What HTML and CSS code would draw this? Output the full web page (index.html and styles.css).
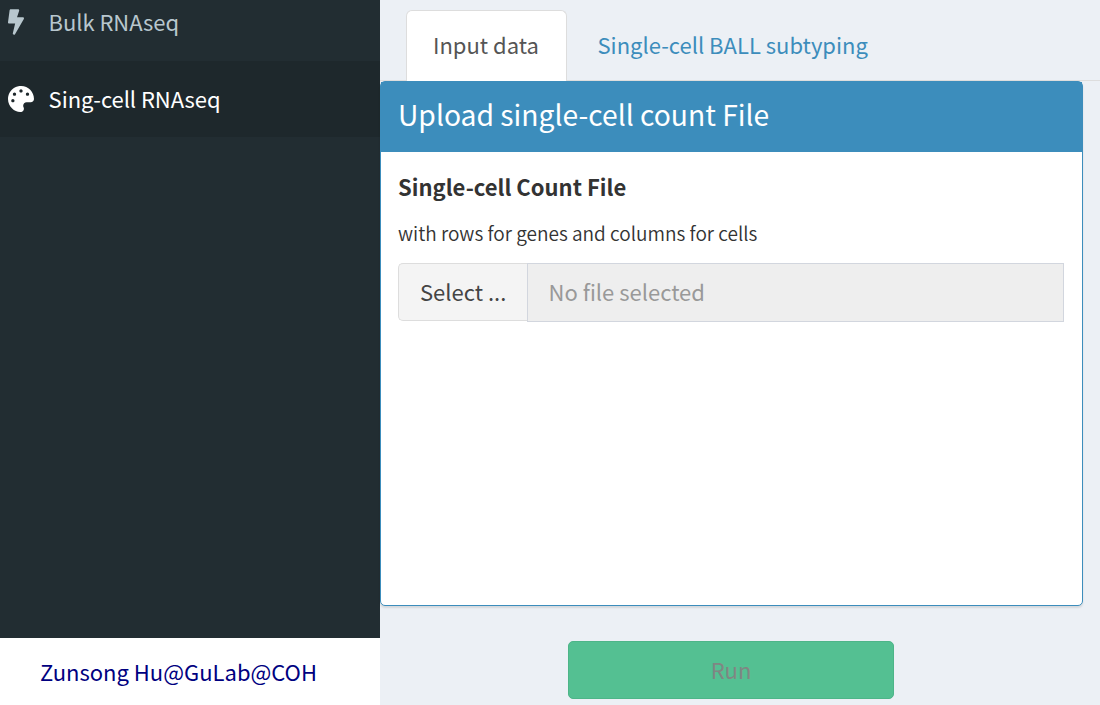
FILE: index.html
```html
<!DOCTYPE html>
<html lang="en">
<head>
<meta charset="utf-8">
<title>RNAseq subtyping</title>
<link rel="stylesheet" href="styles.css">
</head>
<body>
<div class="app">
  <aside class="sidebar">
    <nav class="menu">
      <a class="menu-item menu-item-first">
        <svg class="icon icon-bolt" viewBox="0 0 320 512"><path d="M296 160H180.6l42.6-129.8C227.2 15 215.7 0 200 0H56C44 0 33.8 8.9 32.2 20.8l-32 240C-1.7 275.2 9.5 288 24 288h118.7L96.6 482.5c-3.6 15.2 8 29.5 23.3 29.5 8.4 0 16.4-4.4 20.8-12l176-304c9.3-15.9-2.2-36-20.7-36z"/></svg>
        <span class="menu-label">Bulk RNAseq</span>
      </a>
      <a class="menu-item active">
        <svg class="icon icon-palette" viewBox="0 0 512 512"><path d="M204.3 5C104.9 24.4 24.8 104.3 5.2 203.4c-37 187 131.7 326.4 258.8 306.7 41.2-6.4 61.4-54.6 42.5-91.7-23.1-45.4 9.9-98.4 60.9-98.4h79.7c35.8 0 64.8-29.6 64.9-65.3C511.5 97.1 368.1-26.9 204.3 5zM96 320c-17.7 0-32-14.3-32-32s14.3-32 32-32 32 14.3 32 32-14.3 32-32 32zm32-128c-17.7 0-32-14.3-32-32s14.3-32 32-32 32 14.3 32 32-14.3 32-32 32zm128-64c-17.7 0-32-14.3-32-32s14.3-32 32-32 32 14.3 32 32-14.3 32-32 32zm128 64c-17.7 0-32-14.3-32-32s14.3-32 32-32 32 14.3 32 32-14.3 32-32 32z"/></svg>
        <span class="menu-label">Sing-cell RNAseq</span>
      </a>
    </nav>
    <footer class="credit"><span>Zunsong Hu@GuLab@COH</span></footer>
  </aside>
  <main class="content">
    <div class="tabs">
      <a class="tab tab-active"><span class="tab-text">Input data</span></a>
      <a class="tab"><span class="tab-text">Single-cell BALL subtyping</span></a>
    </div>
    <section class="box">
      <h3 class="box-title"><span>Upload single-cell count File</span></h3>
      <div class="box-body">
        <div class="label"><span>Single-cell Count File</span></div>
        <div class="hint"><span>with rows for genes and columns for cells</span></div>
        <div class="file-input">
          <div class="file-button"><span>Select ...</span></div>
          <div class="file-name"><span>No file selected</span></div>
        </div>
      </div>
    </section>
    <div class="run"><span>Run</span></div>
  </main>
</div>
</body>
</html>
```
FILE: styles.css
```css
* { box-sizing: border-box; }
body {
  margin: 0;
  font-family: "Noto Sans CJK SC", "Noto Sans", sans-serif;
  font-size: 22px;
  line-height: 32px;
  color: #333;
  white-space: nowrap;
}
.app { display: flex; height: 705px; overflow: hidden; background: #ecf0f5; }
.sidebar { display: flex; flex-direction: column; width: 380px; background: #222d32; }
.menu { flex: 1; }
.menu-item { display: flex; align-items: center; height: 76px; padding-left: 8px; color: #b8c7ce; }
.menu-item-first { height: 61px; padding-bottom: 17px; }
.menu-label { padding-bottom: 2px; letter-spacing: -0.06px; }
.active { background: #1e282c; color: #fff; }
.icon { flex: none; fill: currentColor; height: 26px; }
.icon-bolt { width: 16px; margin-right: 24.6px; }
.icon-palette { width: 26px; margin-right: 14.6px; }
.credit { display: flex; align-items: center; height: 67px; padding: 0 0 1px 40px; background: #fff; color: #000080; }
.content { width: 720px; }
.tabs { display: flex; height: 81px; padding: 10px 0 0 26px; border-bottom: 1px solid #ddd; color: #3c8dbc; }
.tab { height: 71px; padding: 18px 30.5px 0; }
.tab-active {
  width: 161px;
  padding: 17px 0 0 26px;
  background: #fff;
  border: 1px solid #ddd;
  border-bottom: 0;
  border-radius: 6px 6px 0 0;
  color: #555;
}
.box {
  width: 703px;
  height: 525px;
  border: 1px solid #3c8dbc;
  border-radius: 5px;
  background: #fff;
  box-shadow: 0 2px 2px rgba(0, 0, 0, .1);
}
.box-title {
  margin: 0;
  height: 70px;
  padding: 12px 17px;
  background: #3c8dbc;
  color: #fff;
  font-size: 28.25px;
  font-weight: 400;
  line-height: 40px;
}
.box-body { padding: 18px 18px 0 17px; }
.label { height: 50px; font-weight: 700; }
.hint { height: 43px; font-size: 19.05px; line-height: 26px; font-weight: 350; }
.file-input { display: flex; align-items: flex-start; }
.file-button {
  width: 129px;
  height: 58px;
  padding: 11px 21px;
  border: 1px solid #ddd;
  border-right: 0;
  border-radius: 5px 0 0 5px;
  background: #f4f4f4;
  color: #444;
}
.file-name {
  flex: 1;
  height: 59px;
  padding: 11px 20.5px;
  border: 1px solid #d2d6de;
  background: #eee;
  color: #999;
}
.run {
  display: flex;
  align-items: center;
  justify-content: center;
  width: 326px;
  height: 58px;
  margin: 35px 0 0 188px;
  padding-bottom: 2px;
  border: 1px solid #4db588;
  border-radius: 5px;
  background: #54c092;
  color: #808683;
}
```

_ _ _ _ _

● **What the task requires**
Keep the pictures out of the copy and return the rest of the data above exactly.

● **Problem solution**
What HTML and CSS code would draw this? Output the full web page (index.html and styles.css).
FILE: index.html
```html
<!DOCTYPE html>
<html lang="en">
<head>
<meta charset="utf-8">
<title>RNAseq subtyping</title>
<link rel="stylesheet" href="styles.css">
</head>
<body>
<div class="app">
  <aside class="sidebar">
    <nav class="menu">
      <a class="menu-item menu-item-first">
        <svg class="icon icon-bolt" viewBox="0 0 320 512"><path d="M296 160H180.6l42.6-129.8C227.2 15 215.7 0 200 0H56C44 0 33.8 8.9 32.2 20.8l-32 240C-1.7 275.2 9.5 288 24 288h118.7L96.6 482.5c-3.6 15.2 8 29.5 23.3 29.5 8.4 0 16.4-4.4 20.8-12l176-304c9.3-15.9-2.2-36-20.7-36z"/></svg>
        <span class="menu-label">Bulk RNAseq</span>
      </a>
      <a class="menu-item active">
        <svg class="icon icon-palette" viewBox="0 0 512 512"><path d="M204.3 5C104.9 24.4 24.8 104.3 5.2 203.4c-37 187 131.7 326.4 258.8 306.7 41.2-6.4 61.4-54.6 42.5-91.7-23.1-45.4 9.9-98.4 60.9-98.4h79.7c35.8 0 64.8-29.6 64.9-65.3C511.5 97.1 368.1-26.9 204.3 5zM96 320c-17.7 0-32-14.3-32-32s14.3-32 32-32 32 14.3 32 32-14.3 32-32 32zm32-128c-17.7 0-32-14.3-32-32s14.3-32 32-32 32 14.3 32 32-14.3 32-32 32zm128-64c-17.7 0-32-14.3-32-32s14.3-32 32-32 32 14.3 32 32-14.3 32-32 32zm128 64c-17.7 0-32-14.3-32-32s14.3-32 32-32 32 14.3 32 32-14.3 32-32 32z"/></svg>
        <span class="menu-label">Sing-cell RNAseq</span>
      </a>
    </nav>
    <footer class="credit"><span>Zunsong Hu@GuLab@COH</span></footer>
  </aside>
  <main class="content">
    <div class="tabs">
      <a class="tab tab-active"><span class="tab-text">Input data</span></a>
      <a class="tab"><span class="tab-text">Single-cell BALL subtyping</span></a>
    </div>
    <section class="box">
      <h3 class="box-title"><span>Upload single-cell count File</span></h3>
      <div class="box-body">
        <div class="label"><span>Single-cell Count File</span></div>
        <div class="hint"><span>with rows for genes and columns for cells</span></div>
        <div class="file-input">
          <div class="file-button"><span>Select ...</span></div>
          <div class="file-name"><span>No file selected</span></div>
        </div>
      </div>
    </section>
    <div class="run"><span>Run</span></div>
  </main>
</div>
</body>
</html>
```
FILE: styles.css
```css
* { box-sizing: border-box; }
body {
  margin: 0;
  font-family: "Noto Sans CJK SC", "Noto Sans", sans-serif;
  font-size: 22px;
  line-height: 32px;
  color: #333;
  white-space: nowrap;
}
.app { display: flex; height: 705px; overflow: hidden; background: #ecf0f5; }
.sidebar { display: flex; flex-direction: column; width: 380px; background: #222d32; }
.menu { flex: 1; }
.menu-item { display: flex; align-items: center; height: 76px; padding-left: 8px; color: #b8c7ce; }
.menu-item-first { height: 61px; padding-bottom: 17px; }
.menu-label { padding-bottom: 2px; letter-spacing: -0.06px; }
.active { background: #1e282c; color: #fff; }
.icon { flex: none; fill: currentColor; height: 26px; }
.icon-bolt { width: 16px; margin-right: 24.6px; }
.icon-palette { width: 26px; margin-right: 14.6px; }
.credit { display: flex; align-items: center; height: 67px; padding: 0 0 1px 40px; background: #fff; color: #000080; }
.content { width: 720px; }
.tabs { display: flex; height: 81px; padding: 10px 0 0 26px; border-bottom: 1px solid #ddd; color: #3c8dbc; }
.tab { height: 71px; padding: 18px 30.5px 0; }
.tab-active {
  width: 161px;
  padding: 17px 0 0 26px;
  background: #fff;
  border: 1px solid #ddd;
  border-bottom: 0;
  border-radius: 6px 6px 0 0;
  color: #555;
}
.box {
  width: 703px;
  height: 525px;
  border: 1px solid #3c8dbc;
  border-radius: 5px;
  background: #fff;
  box-shadow: 0 2px 2px rgba(0, 0, 0, .1);
}
.box-title {
  margin: 0;
  height: 70px;
  padding: 12px 17px;
  background: #3c8dbc;
  color: #fff;
  font-size: 28.25px;
  font-weight: 400;
  line-height: 40px;
}
.box-body { padding: 18px 18px 0 17px; }
.label { height: 50px; font-weight: 700; }
.hint { height: 43px; font-size: 19.05px; line-height: 26px; font-weight: 350; }
.file-input { display: flex; align-items: flex-start; }
.file-button {
  width: 129px;
  height: 58px;
  padding: 11px 21px;
  border: 1px solid #ddd;
  border-right: 0;
  border-radius: 5px 0 0 5px;
  background: #f4f4f4;
  color: #444;
}
.file-name {
  flex: 1;
  height: 59px;
  padding: 11px 20.5px;
  border: 1px solid #d2d6de;
  background: #eee;
  color: #999;
}
.run {
  display: flex;
  align-items: center;
  justify-content: center;
  width: 326px;
  height: 58px;
  margin: 35px 0 0 188px;
  padding-bottom: 2px;
  border: 1px solid #4db588;
  border-radius: 5px;
  background: #54c092;
  color: #808683;
}
```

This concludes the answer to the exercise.